Health care fraud can occur in a number of different ways and these can involve:
- Billing for medical services or procedures that the patient never actually received.
- Billing for more expensive services than the ones the patient received.
- Billing the medical insurance provider for a service that was delivered to a patient, but then submitting a second claim for the service even though the patient only received it only once.
To convict someone of health care fraud, the prosecutor must prove that the defendant engaged in any of the above practices along with the following elements:
- The defendant knew that the claim was false or fraudulent and,
- The defendant intended to defraud a medical insurance company or healthcare insurance program.
Penal Code 550(a) prohibits most forms of health care and medical billing fraud in California and it is a ‘wobbler’, which is a crime that can be charged as a misdemeanor or a felony, depending on the facts of the case in question.

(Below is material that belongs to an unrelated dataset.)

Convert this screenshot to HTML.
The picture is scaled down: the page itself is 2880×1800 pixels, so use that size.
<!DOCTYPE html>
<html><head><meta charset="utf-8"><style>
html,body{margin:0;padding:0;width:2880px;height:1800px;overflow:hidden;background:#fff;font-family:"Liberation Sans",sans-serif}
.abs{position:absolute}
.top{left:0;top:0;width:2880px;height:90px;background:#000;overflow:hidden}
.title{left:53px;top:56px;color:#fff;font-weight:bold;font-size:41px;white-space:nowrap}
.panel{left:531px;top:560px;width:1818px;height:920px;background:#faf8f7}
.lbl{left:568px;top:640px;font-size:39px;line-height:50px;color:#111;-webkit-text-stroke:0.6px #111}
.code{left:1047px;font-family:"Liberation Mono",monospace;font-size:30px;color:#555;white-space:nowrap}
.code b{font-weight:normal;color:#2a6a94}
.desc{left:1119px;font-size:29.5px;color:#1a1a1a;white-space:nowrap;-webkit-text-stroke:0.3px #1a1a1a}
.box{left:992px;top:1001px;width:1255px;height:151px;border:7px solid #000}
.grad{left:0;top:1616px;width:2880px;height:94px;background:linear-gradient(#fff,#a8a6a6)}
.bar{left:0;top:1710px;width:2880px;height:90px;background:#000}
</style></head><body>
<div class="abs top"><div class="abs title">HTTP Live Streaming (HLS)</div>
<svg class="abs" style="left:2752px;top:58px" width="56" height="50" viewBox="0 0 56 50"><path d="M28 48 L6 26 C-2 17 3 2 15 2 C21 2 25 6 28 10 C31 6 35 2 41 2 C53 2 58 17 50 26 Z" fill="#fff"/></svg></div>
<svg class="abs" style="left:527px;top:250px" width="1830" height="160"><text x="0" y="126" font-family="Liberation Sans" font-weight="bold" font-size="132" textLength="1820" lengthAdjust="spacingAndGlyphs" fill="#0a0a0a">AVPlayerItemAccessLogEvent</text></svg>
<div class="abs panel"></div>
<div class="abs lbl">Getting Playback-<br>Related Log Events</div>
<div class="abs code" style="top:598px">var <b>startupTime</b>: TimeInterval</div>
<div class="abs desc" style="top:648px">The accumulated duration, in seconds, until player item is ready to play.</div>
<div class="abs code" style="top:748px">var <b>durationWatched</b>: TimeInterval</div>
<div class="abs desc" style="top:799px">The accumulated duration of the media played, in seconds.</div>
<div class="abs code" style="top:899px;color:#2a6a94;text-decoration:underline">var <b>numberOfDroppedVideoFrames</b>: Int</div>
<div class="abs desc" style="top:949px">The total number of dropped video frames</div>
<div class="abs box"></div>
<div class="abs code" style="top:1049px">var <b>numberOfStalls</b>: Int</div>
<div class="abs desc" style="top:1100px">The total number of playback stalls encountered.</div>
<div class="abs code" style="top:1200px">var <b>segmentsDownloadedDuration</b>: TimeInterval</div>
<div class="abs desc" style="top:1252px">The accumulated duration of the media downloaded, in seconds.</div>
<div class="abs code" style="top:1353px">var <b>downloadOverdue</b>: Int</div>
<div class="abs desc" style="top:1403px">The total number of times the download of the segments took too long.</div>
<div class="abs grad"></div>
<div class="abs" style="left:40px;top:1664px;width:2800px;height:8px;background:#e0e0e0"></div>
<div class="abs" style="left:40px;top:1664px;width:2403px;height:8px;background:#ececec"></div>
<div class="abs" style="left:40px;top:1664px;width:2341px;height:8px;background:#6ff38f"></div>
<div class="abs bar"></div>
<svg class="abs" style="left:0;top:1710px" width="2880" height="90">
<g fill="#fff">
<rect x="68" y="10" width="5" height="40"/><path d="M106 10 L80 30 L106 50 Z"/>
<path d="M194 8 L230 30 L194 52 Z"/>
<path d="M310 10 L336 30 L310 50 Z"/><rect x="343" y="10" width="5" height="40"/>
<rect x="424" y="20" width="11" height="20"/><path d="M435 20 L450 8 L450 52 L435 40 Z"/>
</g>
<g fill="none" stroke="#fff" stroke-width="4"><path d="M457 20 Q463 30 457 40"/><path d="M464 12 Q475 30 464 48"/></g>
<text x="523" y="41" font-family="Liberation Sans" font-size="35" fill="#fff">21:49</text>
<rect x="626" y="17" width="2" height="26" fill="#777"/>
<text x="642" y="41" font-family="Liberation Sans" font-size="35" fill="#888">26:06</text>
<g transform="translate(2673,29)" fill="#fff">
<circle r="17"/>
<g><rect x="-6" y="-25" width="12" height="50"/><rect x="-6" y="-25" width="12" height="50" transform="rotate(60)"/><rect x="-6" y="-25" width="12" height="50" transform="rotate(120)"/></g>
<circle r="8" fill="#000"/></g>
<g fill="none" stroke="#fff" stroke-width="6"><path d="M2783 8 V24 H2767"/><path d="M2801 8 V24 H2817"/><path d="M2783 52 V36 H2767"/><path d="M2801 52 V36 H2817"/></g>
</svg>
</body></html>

If the allegedly fraudulent claims are less than $950, then the offense is a misdemeanor. In this case, the potential penalties are imprisonment in a county jail for up to six months, a fine of up to $1,000 or both.
However, if the claims in question total more than $950, then the offense of health care fraud may be prosecuted as either a misdemeanor or a felony. If it is charged as a felony, the maximum penalties are: a fine of up $50,000 or double the amount of the fraud, and/or imprisonment for two, three or five years in county jail.
Examples of Defenses Against Health Care Fraud
We have also had many successes using the well-known legal defense of mistake of fact. As mentioned before, medical billing and health insurance are extremely complicated process and it is easy for even intelligent and experienced professionals to make innocent mistakes when carrying out the billing processes. If you were mistaken about a material fact you may not have known that a claim was a misrepresentation and therefore are not culpable of health care fraud.